Task requirements. Extract each record and reproduce it exactly.
^^^^^^^^^^^^^^^^
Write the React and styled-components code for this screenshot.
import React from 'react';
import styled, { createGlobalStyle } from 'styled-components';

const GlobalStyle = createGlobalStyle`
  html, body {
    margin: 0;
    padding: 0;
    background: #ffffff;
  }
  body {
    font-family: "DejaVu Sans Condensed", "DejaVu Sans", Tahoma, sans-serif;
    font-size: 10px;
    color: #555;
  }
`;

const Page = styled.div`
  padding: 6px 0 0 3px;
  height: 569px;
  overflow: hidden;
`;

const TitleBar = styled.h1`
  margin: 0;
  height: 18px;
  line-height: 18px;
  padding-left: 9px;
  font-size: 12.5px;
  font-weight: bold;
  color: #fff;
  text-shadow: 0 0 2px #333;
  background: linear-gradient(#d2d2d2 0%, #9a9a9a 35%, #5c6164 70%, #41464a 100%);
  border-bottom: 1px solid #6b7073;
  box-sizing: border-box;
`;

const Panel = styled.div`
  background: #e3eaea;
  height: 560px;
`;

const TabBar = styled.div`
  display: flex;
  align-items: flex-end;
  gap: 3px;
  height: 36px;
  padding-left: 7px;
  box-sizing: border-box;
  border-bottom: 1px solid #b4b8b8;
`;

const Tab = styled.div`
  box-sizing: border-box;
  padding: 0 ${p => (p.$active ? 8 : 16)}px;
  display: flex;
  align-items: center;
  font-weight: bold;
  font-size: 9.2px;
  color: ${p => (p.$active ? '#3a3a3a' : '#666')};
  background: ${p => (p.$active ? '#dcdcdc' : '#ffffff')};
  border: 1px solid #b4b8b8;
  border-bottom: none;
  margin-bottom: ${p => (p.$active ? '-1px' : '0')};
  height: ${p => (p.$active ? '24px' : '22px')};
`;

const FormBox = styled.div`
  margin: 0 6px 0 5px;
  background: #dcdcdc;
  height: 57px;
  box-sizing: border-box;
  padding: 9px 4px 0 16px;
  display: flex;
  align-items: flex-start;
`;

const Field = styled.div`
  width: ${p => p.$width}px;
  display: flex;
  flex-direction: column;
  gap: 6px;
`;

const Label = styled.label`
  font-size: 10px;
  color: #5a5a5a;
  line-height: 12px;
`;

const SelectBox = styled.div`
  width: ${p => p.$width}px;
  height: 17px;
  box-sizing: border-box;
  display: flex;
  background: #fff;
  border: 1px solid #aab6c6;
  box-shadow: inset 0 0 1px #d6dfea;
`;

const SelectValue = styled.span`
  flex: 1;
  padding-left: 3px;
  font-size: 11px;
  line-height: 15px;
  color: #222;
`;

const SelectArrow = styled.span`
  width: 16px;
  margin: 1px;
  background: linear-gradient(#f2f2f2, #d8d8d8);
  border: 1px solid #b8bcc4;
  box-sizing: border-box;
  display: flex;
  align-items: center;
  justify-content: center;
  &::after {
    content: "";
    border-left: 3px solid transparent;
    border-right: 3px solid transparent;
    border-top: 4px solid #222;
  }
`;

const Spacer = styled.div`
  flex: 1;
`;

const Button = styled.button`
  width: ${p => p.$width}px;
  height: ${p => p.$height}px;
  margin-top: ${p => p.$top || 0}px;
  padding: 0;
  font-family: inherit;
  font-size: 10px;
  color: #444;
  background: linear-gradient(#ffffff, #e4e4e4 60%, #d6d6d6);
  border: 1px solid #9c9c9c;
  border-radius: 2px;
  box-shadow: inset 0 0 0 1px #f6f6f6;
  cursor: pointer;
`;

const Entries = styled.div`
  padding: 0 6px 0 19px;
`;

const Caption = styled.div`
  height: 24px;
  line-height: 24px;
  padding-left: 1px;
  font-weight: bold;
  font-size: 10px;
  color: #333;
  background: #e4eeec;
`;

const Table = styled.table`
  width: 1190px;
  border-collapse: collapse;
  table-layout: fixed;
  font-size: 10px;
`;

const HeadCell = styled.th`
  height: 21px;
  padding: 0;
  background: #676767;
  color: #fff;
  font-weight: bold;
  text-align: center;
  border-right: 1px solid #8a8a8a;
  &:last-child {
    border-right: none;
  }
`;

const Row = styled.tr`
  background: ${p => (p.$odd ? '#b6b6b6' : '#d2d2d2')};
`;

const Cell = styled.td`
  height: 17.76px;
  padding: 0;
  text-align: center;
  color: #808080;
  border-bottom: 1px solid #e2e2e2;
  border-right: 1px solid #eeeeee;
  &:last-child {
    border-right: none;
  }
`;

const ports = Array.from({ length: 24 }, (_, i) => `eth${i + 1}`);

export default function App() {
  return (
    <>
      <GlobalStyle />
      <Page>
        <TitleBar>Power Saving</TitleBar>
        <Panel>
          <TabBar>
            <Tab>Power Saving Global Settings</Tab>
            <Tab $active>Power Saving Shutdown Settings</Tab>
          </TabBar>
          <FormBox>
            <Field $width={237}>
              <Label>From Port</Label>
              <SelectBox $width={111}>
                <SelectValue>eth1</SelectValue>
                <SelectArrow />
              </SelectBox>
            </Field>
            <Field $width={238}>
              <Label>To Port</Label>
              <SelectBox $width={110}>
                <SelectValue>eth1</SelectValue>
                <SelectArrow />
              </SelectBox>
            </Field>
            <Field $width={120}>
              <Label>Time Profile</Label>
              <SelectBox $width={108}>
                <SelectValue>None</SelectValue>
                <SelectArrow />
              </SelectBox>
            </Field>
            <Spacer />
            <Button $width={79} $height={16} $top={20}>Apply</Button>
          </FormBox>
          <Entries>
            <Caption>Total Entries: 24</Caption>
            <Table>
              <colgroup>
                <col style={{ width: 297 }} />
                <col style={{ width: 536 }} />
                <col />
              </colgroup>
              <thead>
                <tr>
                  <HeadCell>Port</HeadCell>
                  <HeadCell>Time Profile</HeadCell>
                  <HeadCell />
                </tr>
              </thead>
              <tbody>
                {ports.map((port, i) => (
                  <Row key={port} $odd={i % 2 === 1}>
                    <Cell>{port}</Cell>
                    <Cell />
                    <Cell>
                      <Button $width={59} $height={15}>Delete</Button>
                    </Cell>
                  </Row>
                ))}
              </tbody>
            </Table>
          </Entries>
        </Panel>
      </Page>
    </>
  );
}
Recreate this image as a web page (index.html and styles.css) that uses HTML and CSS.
^^^^^^^^^^^^^^^^
Reply.
Write the React and styled-components code for this screenshot.
import React from 'react';
import styled, { createGlobalStyle } from 'styled-components';

const GlobalStyle = createGlobalStyle`
  html, body {
    margin: 0;
    padding: 0;
    background: #ffffff;
  }
  body {
    font-family: "DejaVu Sans Condensed", "DejaVu Sans", Tahoma, sans-serif;
    font-size: 10px;
    color: #555;
  }
`;

const Page = styled.div`
  padding: 6px 0 0 3px;
  height: 569px;
  overflow: hidden;
`;

const TitleBar = styled.h1`
  margin: 0;
  height: 18px;
  line-height: 18px;
  padding-left: 9px;
  font-size: 12.5px;
  font-weight: bold;
  color: #fff;
  text-shadow: 0 0 2px #333;
  background: linear-gradient(#d2d2d2 0%, #9a9a9a 35%, #5c6164 70%, #41464a 100%);
  border-bottom: 1px solid #6b7073;
  box-sizing: border-box;
`;

const Panel = styled.div`
  background: #e3eaea;
  height: 560px;
`;

const TabBar = styled.div`
  display: flex;
  align-items: flex-end;
  gap: 3px;
  height: 36px;
  padding-left: 7px;
  box-sizing: border-box;
  border-bottom: 1px solid #b4b8b8;
`;

const Tab = styled.div`
  box-sizing: border-box;
  padding: 0 ${p => (p.$active ? 8 : 16)}px;
  display: flex;
  align-items: center;
  font-weight: bold;
  font-size: 9.2px;
  color: ${p => (p.$active ? '#3a3a3a' : '#666')};
  background: ${p => (p.$active ? '#dcdcdc' : '#ffffff')};
  border: 1px solid #b4b8b8;
  border-bottom: none;
  margin-bottom: ${p => (p.$active ? '-1px' : '0')};
  height: ${p => (p.$active ? '24px' : '22px')};
`;

const FormBox = styled.div`
  margin: 0 6px 0 5px;
  background: #dcdcdc;
  height: 57px;
  box-sizing: border-box;
  padding: 9px 4px 0 16px;
  display: flex;
  align-items: flex-start;
`;

const Field = styled.div`
  width: ${p => p.$width}px;
  display: flex;
  flex-direction: column;
  gap: 6px;
`;

const Label = styled.label`
  font-size: 10px;
  color: #5a5a5a;
  line-height: 12px;
`;

const SelectBox = styled.div`
  width: ${p => p.$width}px;
  height: 17px;
  box-sizing: border-box;
  display: flex;
  background: #fff;
  border: 1px solid #aab6c6;
  box-shadow: inset 0 0 1px #d6dfea;
`;

const SelectValue = styled.span`
  flex: 1;
  padding-left: 3px;
  font-size: 11px;
  line-height: 15px;
  color: #222;
`;

const SelectArrow = styled.span`
  width: 16px;
  margin: 1px;
  background: linear-gradient(#f2f2f2, #d8d8d8);
  border: 1px solid #b8bcc4;
  box-sizing: border-box;
  display: flex;
  align-items: center;
  justify-content: center;
  &::after {
    content: "";
    border-left: 3px solid transparent;
    border-right: 3px solid transparent;
    border-top: 4px solid #222;
  }
`;

const Spacer = styled.div`
  flex: 1;
`;

const Button = styled.button`
  width: ${p => p.$width}px;
  height: ${p => p.$height}px;
  margin-top: ${p => p.$top || 0}px;
  padding: 0;
  font-family: inherit;
  font-size: 10px;
  color: #444;
  background: linear-gradient(#ffffff, #e4e4e4 60%, #d6d6d6);
  border: 1px solid #9c9c9c;
  border-radius: 2px;
  box-shadow: inset 0 0 0 1px #f6f6f6;
  cursor: pointer;
`;

const Entries = styled.div`
  padding: 0 6px 0 19px;
`;

const Caption = styled.div`
  height: 24px;
  line-height: 24px;
  padding-left: 1px;
  font-weight: bold;
  font-size: 10px;
  color: #333;
  background: #e4eeec;
`;

const Table = styled.table`
  width: 1190px;
  border-collapse: collapse;
  table-layout: fixed;
  font-size: 10px;
`;

const HeadCell = styled.th`
  height: 21px;
  padding: 0;
  background: #676767;
  color: #fff;
  font-weight: bold;
  text-align: center;
  border-right: 1px solid #8a8a8a;
  &:last-child {
    border-right: none;
  }
`;

const Row = styled.tr`
  background: ${p => (p.$odd ? '#b6b6b6' : '#d2d2d2')};
`;

const Cell = styled.td`
  height: 17.76px;
  padding: 0;
  text-align: center;
  color: #808080;
  border-bottom: 1px solid #e2e2e2;
  border-right: 1px solid #eeeeee;
  &:last-child {
    border-right: none;
  }
`;

const ports = Array.from({ length: 24 }, (_, i) => `eth${i + 1}`);

export default function App() {
  return (
    <>
      <GlobalStyle />
      <Page>
        <TitleBar>Power Saving</TitleBar>
        <Panel>
          <TabBar>
            <Tab>Power Saving Global Settings</Tab>
            <Tab $active>Power Saving Shutdown Settings</Tab>
          </TabBar>
          <FormBox>
            <Field $width={237}>
              <Label>From Port</Label>
              <SelectBox $width={111}>
                <SelectValue>eth1</SelectValue>
                <SelectArrow />
              </SelectBox>
            </Field>
            <Field $width={238}>
              <Label>To Port</Label>
              <SelectBox $width={110}>
                <SelectValue>eth1</SelectValue>
                <SelectArrow />
              </SelectBox>
            </Field>
            <Field $width={120}>
              <Label>Time Profile</Label>
              <SelectBox $width={108}>
                <SelectValue>None</SelectValue>
                <SelectArrow />
              </SelectBox>
            </Field>
            <Spacer />
            <Button $width={79} $height={16} $top={20}>Apply</Button>
          </FormBox>
          <Entries>
            <Caption>Total Entries: 24</Caption>
            <Table>
              <colgroup>
                <col style={{ width: 297 }} />
                <col style={{ width: 536 }} />
                <col />
              </colgroup>
              <thead>
                <tr>
                  <HeadCell>Port</HeadCell>
                  <HeadCell>Time Profile</HeadCell>
                  <HeadCell />
                </tr>
              </thead>
              <tbody>
                {ports.map((port, i) => (
                  <Row key={port} $odd={i % 2 === 1}>
                    <Cell>{port}</Cell>
                    <Cell />
                    <Cell>
                      <Button $width={59} $height={15}>Delete</Button>
                    </Cell>
                  </Row>
                ))}
              </tbody>
            </Table>
          </Entries>
        </Panel>
      </Page>
    </>
  );
}
Recreate this image as a web page (index.html and styles.css) that uses HTML and CSS.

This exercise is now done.